Coloro che cercano di elaborare una dottrina dell’IS fanno riferimento a un’idea, quella del califfato, profondamente radicata nella mentalità musulmana, perché rimanda al passato straordinario e vincente dell’Islam, che compatta la comunità e vi costruisce intorno una sorta di utopia di governo politico. In che misura questo venga utilizzato in maniera strumentale lo dice lo stesso comportamento dell’Isis, perché se il califfato è un’istituzione onnicomprensiva, universalistica, che supera le differenze nazionali, una prassi politica di disgregazione e di violenza diventa, evidentemente, una contraddizione in termini.
Ci può spiegare cos’è lo Stato Islamico? È fondata la teoria che vede in esso una riaffermazione di un Islam di stampo medievale?
È molto probabile che l’IS nasca mettendo insieme elementi provenienti da vari contesti medio - orientali ma, al contrario di Al Qaeda, che ha seguito un percorso storico molto preciso, l’Isis si è aggregato attraverso delle tappe non facili da identificare, anche perché manca il riferimento documentario necessario ad imbastire un ragionamento di tipo storico. Per quanto riguarda un ritorno al Medio Evo c’è molto spesso una sorta di fraintendimento: i movimenti di radicalismo islamico, fin dagli anni ’70, sono movimenti moderni, che nascono nell’età della globalizzazione, che portano avanti richieste moderne e reagiscono con una realtà del tutto contemporanea.
Si è chiesto perché sia stata colpita proprio Parigi, di nuovo dopo Charlie Hebdo?
Innanzitutto trovo che ci sia una differenza fondamentale tra i fatti di Parigi e la strage di Charlie Hebdo: ciò che è successo nei giorni scorsi è stato chiaramente pianificato e organizzato, mentre l’attacco alla redazione è stato opera di cani sciolti. Credo che uno dei motivi di questa scelta si possa individuare nell’atteggiamento colonialista e di interventismo che la Francia ha sempre avuto nei confronti dei territori del nord Africa e del Medio Oriente.

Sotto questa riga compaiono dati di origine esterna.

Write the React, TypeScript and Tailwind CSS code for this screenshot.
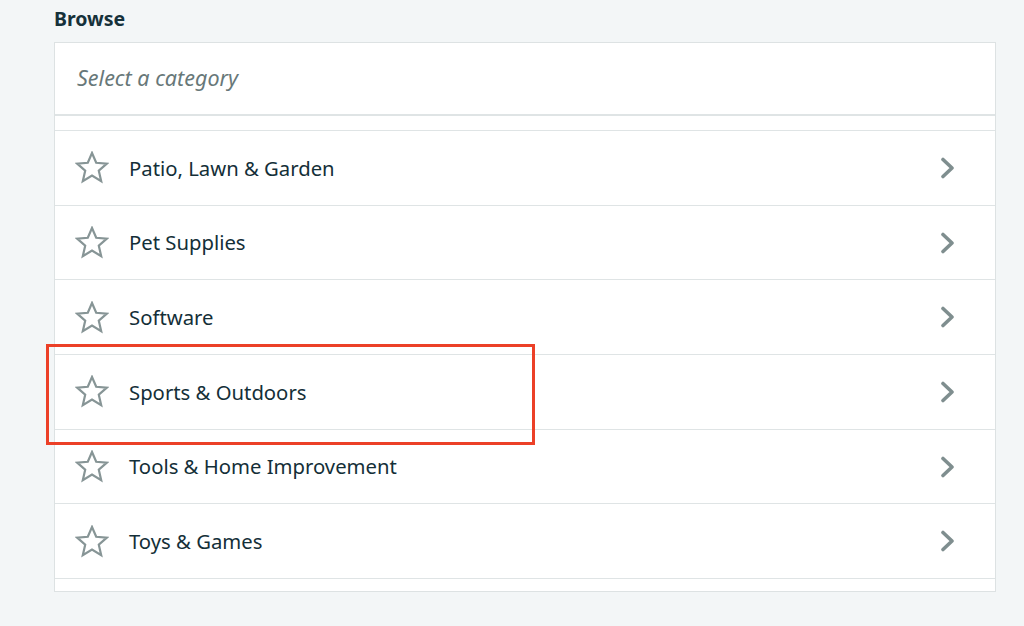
const categories = [
  "Patio, Lawn & Garden",
  "Pet Supplies",
  "Software",
  "Sports & Outdoors",
  "Tools & Home Improvement",
  "Toys & Games",
];

function StarIcon() {
  return (
    <svg width="34" height="33" viewBox="0 0 34 33" fill="none">
      <path
        d="M17 2l4.2 9.8 10.6.9-8 7 2.4 10.5L17 24.6 7.8 30.2l2.4-10.5-8-7 10.6-.9z"
        stroke="#879596"
        strokeWidth="2.2"
        strokeLinejoin="miter"
      />
    </svg>
  );
}

function Chevron() {
  return (
    <svg width="18" height="22" viewBox="0 0 18 22" fill="none">
      <path d="M4 2.5l9 8.5-9 8.5" stroke="#7f8e8f" strokeWidth="3.6" strokeLinecap="round" strokeLinejoin="round" />
    </svg>
  );
}

export default function App() {
  return (
    <div
      className="relative w-[1024px] h-[626px] bg-[#f3f6f7] overflow-hidden"
      style={{ fontFamily: '"Noto Sans", "Open Sans", sans-serif' }}
    >
      <div className="pl-[54px] pr-[28px] pt-[6px]">
        <h2 className="text-[19.5px] leading-[26px] font-bold text-[#16313a] mb-[10px]">Browse</h2>
        <div className="border border-[#dde2e3] bg-white">
          <div className="h-[73px] flex items-center px-[22px] border-b-2 border-[#dfe4e5]">
            <span className="italic text-[21.5px] text-[#687879]">Select a category</span>
          </div>
          <div className="h-[14px]" />
          {categories.map((c) => (
            <div key={c} className="h-[74.7px] border-t border-[#dfe4e5] flex items-center pl-[20px] pr-[38px]">
              <StarIcon />
              <span className="ml-[20px] text-[20.3px] text-[#142f38] flex-1">{c}</span>
              <Chevron />
            </div>
          ))}
          <div className="h-[13px] border-t border-[#dfe4e5]" />
        </div>
      </div>
      <div className="absolute left-[46px] top-[344px] w-[489px] h-[101px] border-[3px] border-[#ec4027] pointer-events-none" />
    </div>
  );
}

Una valutazione sullo scenario attuale?
Ritengo che, se l’Isis costituisce veramente un pericolo così grave, se la minaccia dell’IS è assimilabile a quella costituita da Hitler nel secolo scorso, un intervento sia inevitabile. Seguendo questo ragionamento, credo che Putin avesse ragione quando procedette a suo tempo col bombardamento in Siria, e credo che un’alleanza con lui sia corretta, come lo fu quella tra Churchill e Stalin. Assad, invece, per il momento è il minore dei mali: se si avesse la possibilità di una transizione democratica, che non aprisse un baratro come quello che si è creato con la rivolta del 2011, in cui sono cresciute forze oscure e in cui ha sguazzato chi aveva interessi poco chiari, sarebbe un bene, ma al momento credo non ci sia questa possibilità.
Ritiene che i fatti di questi giorni possano cambiare la politica occidentale in Medio Oriente?

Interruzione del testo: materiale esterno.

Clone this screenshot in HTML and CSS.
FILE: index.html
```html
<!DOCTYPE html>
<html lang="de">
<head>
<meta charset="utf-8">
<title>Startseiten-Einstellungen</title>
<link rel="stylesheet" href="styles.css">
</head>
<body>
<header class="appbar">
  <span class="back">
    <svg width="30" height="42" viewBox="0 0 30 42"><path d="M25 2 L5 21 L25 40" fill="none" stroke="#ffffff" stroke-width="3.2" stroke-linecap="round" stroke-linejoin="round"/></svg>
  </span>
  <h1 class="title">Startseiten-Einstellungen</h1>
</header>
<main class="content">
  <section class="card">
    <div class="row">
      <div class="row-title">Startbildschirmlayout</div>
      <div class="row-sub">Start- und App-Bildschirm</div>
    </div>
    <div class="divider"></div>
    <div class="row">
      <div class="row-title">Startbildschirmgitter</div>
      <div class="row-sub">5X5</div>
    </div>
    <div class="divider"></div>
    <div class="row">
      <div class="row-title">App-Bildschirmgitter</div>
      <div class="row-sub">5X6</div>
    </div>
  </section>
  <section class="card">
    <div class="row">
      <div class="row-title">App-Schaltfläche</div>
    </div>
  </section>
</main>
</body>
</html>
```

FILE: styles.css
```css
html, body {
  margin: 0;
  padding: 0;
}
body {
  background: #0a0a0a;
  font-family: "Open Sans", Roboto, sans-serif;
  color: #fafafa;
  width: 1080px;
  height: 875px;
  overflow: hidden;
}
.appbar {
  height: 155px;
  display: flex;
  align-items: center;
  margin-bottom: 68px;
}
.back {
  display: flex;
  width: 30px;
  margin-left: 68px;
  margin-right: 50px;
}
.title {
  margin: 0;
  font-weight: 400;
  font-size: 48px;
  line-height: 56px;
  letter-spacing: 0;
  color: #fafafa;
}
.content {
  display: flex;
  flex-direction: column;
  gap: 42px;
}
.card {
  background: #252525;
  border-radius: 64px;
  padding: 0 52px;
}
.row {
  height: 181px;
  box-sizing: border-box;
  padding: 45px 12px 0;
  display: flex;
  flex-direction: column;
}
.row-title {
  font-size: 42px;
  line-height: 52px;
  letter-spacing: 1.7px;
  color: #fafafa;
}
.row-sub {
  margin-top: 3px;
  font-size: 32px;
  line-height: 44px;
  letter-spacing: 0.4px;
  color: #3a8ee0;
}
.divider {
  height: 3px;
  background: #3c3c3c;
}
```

Se lei considera che la guerra in Afghanistan e quella in Iraq non ci hanno insegnato nulla, mi permetto di essere pessimista. Anche perché, mentre la diplomazia dovrebbe essere l’arte del compromesso, della mediazione, fino ad oggi le potenze occidentali hanno seguito in Medio Oriente una politica estremamente ideologica: ci sono dei nemici e degli amici, e niente di ciò che succede cambia la situazione. Io sono sempre stato un sostenitore del coinvolgimento dell’Iran che, ad oggi, ha una classe dirigente estremamente pragmatica che non ha interessi a farsi risucchiare in una guerra ideologica. In questo senso ritengo la politica occidentale di rimanere sempre e comunque al fianco di Israele e di un alleato infido come l’Arabia Saudita una strategia miope e sbagliata. Scegliamo una politica equidistante ed equilibrata, solo allora la situazione potrà migliorare.